● **Exercise details**
State the number of lines that contain the word "index", and add nothing else.

● **Data**
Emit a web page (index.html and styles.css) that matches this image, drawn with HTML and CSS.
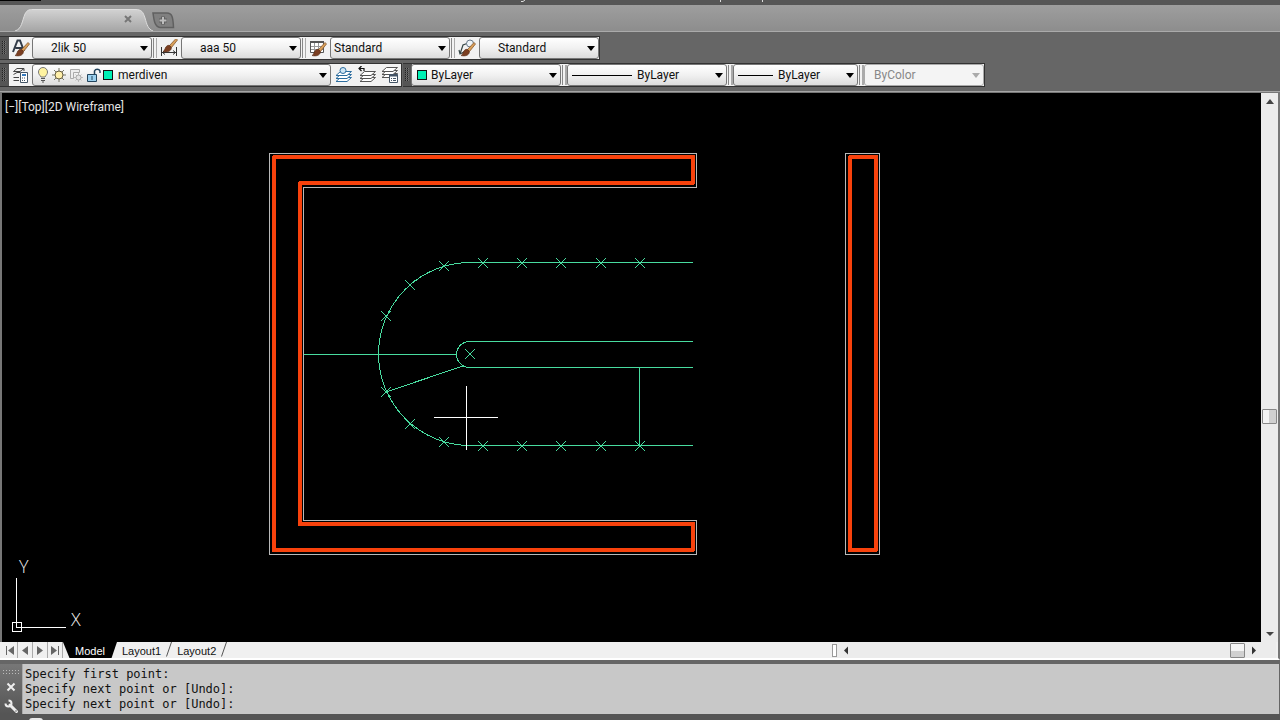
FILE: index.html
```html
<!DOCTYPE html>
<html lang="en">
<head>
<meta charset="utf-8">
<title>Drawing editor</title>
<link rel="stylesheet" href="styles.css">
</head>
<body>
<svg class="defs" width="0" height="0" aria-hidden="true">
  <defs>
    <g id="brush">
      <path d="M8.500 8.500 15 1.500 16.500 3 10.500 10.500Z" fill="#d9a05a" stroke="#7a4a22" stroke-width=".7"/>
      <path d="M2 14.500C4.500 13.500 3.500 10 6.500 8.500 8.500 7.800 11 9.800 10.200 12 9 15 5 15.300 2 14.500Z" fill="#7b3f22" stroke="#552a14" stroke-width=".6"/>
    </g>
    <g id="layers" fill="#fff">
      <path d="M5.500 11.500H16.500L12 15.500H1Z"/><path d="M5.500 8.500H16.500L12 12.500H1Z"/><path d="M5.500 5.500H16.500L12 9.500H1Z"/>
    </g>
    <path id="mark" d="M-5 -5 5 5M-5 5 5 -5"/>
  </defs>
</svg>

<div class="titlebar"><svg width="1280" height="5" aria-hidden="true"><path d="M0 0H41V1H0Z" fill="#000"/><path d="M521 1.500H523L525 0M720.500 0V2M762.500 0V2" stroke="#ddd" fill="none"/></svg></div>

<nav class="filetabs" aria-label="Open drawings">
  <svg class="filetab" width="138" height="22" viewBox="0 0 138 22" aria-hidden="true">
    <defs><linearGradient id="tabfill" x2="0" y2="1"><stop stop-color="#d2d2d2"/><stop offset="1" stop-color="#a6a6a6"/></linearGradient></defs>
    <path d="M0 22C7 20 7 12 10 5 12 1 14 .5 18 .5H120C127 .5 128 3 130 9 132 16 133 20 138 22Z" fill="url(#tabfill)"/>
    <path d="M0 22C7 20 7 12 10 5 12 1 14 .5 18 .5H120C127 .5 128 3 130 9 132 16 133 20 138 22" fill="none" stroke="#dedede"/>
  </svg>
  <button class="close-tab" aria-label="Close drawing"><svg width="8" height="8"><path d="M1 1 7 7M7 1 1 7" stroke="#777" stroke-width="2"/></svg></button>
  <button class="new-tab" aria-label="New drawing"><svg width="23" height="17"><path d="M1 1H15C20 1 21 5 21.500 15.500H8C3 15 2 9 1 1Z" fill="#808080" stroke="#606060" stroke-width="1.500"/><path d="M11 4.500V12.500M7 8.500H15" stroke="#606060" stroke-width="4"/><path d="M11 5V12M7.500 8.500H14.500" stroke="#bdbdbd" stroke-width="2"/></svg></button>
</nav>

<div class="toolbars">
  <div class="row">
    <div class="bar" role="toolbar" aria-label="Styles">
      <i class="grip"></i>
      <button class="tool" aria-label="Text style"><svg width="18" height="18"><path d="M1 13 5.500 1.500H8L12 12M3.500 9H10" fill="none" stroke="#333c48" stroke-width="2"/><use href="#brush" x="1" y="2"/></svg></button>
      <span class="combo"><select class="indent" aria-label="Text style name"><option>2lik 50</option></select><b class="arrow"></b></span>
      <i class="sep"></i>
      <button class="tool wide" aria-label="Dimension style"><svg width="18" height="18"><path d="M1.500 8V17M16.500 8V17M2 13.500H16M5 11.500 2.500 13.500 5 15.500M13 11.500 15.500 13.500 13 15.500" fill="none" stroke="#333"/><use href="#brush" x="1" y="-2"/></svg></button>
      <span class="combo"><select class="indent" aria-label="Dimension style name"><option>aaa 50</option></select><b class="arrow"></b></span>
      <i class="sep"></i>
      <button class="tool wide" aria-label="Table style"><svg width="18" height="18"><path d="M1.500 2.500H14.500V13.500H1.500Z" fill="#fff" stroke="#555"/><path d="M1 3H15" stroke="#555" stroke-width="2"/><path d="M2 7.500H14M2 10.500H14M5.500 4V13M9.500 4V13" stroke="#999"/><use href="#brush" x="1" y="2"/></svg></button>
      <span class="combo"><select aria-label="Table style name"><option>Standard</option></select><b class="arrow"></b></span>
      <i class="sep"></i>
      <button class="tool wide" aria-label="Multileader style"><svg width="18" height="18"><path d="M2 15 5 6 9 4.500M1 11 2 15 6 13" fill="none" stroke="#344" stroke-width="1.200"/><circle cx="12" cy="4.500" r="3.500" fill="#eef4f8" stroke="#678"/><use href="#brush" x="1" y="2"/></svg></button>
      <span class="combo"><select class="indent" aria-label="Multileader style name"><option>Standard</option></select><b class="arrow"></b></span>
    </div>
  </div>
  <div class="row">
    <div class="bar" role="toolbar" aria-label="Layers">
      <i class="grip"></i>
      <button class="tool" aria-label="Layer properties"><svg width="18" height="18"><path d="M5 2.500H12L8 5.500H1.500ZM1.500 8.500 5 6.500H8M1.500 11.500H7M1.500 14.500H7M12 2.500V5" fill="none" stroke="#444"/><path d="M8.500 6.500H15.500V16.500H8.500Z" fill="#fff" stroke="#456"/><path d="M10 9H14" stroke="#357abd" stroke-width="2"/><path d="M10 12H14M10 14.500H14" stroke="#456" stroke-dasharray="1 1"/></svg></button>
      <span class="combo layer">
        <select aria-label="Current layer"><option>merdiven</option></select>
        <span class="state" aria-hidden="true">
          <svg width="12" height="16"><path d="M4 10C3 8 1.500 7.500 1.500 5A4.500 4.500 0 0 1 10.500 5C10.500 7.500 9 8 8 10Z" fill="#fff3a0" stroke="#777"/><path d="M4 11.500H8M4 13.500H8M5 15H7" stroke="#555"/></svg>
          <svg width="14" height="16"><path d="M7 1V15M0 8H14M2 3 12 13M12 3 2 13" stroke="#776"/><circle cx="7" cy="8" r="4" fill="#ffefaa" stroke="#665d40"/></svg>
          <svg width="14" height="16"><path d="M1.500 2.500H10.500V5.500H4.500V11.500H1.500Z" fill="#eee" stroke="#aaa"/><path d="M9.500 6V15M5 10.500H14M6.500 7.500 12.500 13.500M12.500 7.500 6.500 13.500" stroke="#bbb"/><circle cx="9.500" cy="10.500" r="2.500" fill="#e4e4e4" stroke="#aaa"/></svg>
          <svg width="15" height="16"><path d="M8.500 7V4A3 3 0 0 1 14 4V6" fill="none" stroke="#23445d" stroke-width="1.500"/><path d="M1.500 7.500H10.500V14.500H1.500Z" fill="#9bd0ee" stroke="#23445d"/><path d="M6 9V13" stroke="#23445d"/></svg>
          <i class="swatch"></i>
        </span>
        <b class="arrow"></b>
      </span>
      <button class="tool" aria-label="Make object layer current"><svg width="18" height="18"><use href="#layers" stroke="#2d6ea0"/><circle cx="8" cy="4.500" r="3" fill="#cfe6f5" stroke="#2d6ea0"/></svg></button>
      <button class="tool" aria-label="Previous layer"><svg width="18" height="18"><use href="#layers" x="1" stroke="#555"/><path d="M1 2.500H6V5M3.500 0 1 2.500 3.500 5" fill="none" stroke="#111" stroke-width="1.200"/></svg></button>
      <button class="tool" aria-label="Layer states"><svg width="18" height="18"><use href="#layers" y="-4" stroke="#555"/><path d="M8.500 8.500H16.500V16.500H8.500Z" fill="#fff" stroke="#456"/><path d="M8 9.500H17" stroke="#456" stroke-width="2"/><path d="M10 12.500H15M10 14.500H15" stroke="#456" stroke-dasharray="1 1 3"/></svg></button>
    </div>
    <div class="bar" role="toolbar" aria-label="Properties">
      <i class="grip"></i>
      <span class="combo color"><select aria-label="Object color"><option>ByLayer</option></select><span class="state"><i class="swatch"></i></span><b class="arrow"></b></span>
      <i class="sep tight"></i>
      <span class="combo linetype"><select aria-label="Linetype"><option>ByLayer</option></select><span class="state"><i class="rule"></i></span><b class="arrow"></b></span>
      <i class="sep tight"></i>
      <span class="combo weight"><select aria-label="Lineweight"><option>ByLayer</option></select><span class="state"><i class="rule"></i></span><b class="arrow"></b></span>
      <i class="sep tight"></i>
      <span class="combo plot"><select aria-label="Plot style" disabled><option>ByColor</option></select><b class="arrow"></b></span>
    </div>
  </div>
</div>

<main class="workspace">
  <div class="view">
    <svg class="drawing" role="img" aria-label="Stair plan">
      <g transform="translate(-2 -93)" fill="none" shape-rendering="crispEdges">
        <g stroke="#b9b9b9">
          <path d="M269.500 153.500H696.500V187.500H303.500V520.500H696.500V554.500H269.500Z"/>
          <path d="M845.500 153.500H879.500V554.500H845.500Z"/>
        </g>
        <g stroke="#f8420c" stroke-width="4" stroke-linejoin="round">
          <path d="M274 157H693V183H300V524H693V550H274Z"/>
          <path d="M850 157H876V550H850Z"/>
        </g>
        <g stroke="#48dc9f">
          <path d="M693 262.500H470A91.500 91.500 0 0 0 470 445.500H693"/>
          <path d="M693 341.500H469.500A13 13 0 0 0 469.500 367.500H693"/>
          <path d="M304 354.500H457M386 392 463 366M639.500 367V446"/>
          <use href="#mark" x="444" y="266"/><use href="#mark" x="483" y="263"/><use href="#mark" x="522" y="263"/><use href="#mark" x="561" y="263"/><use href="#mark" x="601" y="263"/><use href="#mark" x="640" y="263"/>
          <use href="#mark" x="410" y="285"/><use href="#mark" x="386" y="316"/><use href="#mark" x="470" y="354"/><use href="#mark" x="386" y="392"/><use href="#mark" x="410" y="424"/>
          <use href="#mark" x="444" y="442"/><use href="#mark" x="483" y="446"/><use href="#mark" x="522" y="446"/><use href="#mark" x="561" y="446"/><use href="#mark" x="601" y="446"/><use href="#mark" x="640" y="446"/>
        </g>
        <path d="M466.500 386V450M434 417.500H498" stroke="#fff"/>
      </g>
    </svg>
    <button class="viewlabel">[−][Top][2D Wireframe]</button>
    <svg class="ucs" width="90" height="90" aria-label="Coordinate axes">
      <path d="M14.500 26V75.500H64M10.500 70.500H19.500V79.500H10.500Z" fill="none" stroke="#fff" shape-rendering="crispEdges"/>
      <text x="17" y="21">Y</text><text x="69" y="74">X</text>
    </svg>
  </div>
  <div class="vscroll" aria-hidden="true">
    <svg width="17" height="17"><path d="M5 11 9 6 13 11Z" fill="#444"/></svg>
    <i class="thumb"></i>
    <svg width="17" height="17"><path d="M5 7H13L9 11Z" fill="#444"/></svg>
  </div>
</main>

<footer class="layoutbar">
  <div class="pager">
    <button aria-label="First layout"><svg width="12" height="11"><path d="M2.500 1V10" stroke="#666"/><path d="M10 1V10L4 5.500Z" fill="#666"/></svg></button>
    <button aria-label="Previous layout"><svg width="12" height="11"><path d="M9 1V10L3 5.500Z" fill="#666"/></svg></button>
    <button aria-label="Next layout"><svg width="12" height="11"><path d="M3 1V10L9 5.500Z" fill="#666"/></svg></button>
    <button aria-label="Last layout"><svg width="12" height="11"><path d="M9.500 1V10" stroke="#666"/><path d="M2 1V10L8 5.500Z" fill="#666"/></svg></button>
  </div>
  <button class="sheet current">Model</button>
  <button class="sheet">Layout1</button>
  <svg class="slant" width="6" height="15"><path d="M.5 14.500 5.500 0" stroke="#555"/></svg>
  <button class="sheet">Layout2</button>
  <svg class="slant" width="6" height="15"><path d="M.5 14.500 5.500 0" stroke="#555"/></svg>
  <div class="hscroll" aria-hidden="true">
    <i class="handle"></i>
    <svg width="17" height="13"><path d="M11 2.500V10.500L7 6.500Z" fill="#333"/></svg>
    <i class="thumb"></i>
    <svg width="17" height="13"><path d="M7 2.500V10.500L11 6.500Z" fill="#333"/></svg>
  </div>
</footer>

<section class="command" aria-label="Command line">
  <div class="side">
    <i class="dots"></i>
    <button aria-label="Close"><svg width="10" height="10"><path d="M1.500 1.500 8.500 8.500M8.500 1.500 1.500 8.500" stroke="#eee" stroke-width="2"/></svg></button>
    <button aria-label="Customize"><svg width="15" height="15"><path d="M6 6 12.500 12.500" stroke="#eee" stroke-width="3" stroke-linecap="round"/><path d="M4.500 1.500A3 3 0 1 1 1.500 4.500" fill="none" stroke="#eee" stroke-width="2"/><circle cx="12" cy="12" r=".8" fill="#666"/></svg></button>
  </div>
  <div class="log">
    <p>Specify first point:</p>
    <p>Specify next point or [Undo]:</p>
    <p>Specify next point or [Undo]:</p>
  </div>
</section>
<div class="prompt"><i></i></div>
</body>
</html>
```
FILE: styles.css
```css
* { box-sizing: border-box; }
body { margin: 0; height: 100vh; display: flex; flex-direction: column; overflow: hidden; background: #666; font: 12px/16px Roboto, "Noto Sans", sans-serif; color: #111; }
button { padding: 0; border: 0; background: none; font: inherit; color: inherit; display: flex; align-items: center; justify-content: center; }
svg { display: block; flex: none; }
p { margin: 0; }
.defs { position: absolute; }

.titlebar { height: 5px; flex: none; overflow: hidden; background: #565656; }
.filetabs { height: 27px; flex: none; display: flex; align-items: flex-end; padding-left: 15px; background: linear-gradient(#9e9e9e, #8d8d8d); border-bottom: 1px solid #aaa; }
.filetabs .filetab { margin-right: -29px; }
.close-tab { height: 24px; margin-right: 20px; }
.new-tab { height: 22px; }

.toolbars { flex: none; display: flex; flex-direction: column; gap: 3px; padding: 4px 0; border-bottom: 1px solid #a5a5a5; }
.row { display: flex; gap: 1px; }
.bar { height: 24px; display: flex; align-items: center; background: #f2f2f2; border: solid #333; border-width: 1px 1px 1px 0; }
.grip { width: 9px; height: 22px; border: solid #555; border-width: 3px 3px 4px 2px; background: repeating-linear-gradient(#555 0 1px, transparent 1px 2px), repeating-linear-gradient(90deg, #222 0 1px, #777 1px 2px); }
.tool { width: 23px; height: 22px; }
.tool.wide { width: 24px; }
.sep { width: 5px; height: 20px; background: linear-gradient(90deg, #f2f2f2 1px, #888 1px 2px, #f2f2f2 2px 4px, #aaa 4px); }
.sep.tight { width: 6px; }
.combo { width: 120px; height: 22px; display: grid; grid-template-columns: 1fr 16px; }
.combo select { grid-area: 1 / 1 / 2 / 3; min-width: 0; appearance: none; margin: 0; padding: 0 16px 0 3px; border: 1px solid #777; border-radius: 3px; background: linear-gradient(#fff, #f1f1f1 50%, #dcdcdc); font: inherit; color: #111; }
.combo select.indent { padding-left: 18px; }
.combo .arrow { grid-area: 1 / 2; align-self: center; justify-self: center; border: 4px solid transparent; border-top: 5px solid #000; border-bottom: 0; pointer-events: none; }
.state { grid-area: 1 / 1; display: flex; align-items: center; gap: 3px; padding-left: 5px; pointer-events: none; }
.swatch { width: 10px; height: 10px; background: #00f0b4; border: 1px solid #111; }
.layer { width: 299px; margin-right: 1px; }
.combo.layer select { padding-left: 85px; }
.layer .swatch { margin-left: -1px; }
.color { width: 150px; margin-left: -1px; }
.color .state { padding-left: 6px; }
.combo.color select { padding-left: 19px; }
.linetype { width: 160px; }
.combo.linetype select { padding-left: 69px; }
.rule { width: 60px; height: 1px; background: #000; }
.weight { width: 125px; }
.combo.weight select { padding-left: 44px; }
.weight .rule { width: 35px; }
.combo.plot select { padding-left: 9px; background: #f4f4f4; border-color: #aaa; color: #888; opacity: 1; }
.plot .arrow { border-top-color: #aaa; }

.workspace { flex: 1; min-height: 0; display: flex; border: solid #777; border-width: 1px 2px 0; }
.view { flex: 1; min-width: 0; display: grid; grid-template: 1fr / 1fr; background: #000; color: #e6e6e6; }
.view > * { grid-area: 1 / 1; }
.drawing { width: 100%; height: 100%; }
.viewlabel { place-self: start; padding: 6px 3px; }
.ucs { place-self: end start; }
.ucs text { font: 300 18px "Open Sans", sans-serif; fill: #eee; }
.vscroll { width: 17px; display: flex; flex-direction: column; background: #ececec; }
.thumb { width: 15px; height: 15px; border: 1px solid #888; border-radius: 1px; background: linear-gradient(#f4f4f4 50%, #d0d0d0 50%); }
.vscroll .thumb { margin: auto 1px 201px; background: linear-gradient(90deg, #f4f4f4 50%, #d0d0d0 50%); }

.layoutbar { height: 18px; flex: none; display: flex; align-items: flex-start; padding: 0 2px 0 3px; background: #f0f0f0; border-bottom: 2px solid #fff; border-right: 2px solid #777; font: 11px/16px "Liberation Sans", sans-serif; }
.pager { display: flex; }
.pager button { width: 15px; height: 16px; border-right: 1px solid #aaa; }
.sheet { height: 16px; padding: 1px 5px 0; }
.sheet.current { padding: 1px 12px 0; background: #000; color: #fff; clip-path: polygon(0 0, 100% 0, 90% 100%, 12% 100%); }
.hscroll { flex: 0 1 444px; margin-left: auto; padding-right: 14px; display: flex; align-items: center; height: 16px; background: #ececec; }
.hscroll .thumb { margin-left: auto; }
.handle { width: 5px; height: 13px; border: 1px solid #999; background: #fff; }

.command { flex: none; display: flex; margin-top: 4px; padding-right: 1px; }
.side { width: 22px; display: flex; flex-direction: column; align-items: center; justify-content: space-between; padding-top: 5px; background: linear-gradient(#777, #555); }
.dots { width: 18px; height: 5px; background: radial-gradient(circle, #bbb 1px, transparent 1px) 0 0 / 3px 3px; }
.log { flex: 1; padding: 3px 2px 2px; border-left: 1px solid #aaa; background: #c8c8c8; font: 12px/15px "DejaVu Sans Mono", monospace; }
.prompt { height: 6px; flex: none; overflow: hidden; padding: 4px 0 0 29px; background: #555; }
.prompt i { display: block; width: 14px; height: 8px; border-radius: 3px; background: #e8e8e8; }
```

● **Exercise answer**
2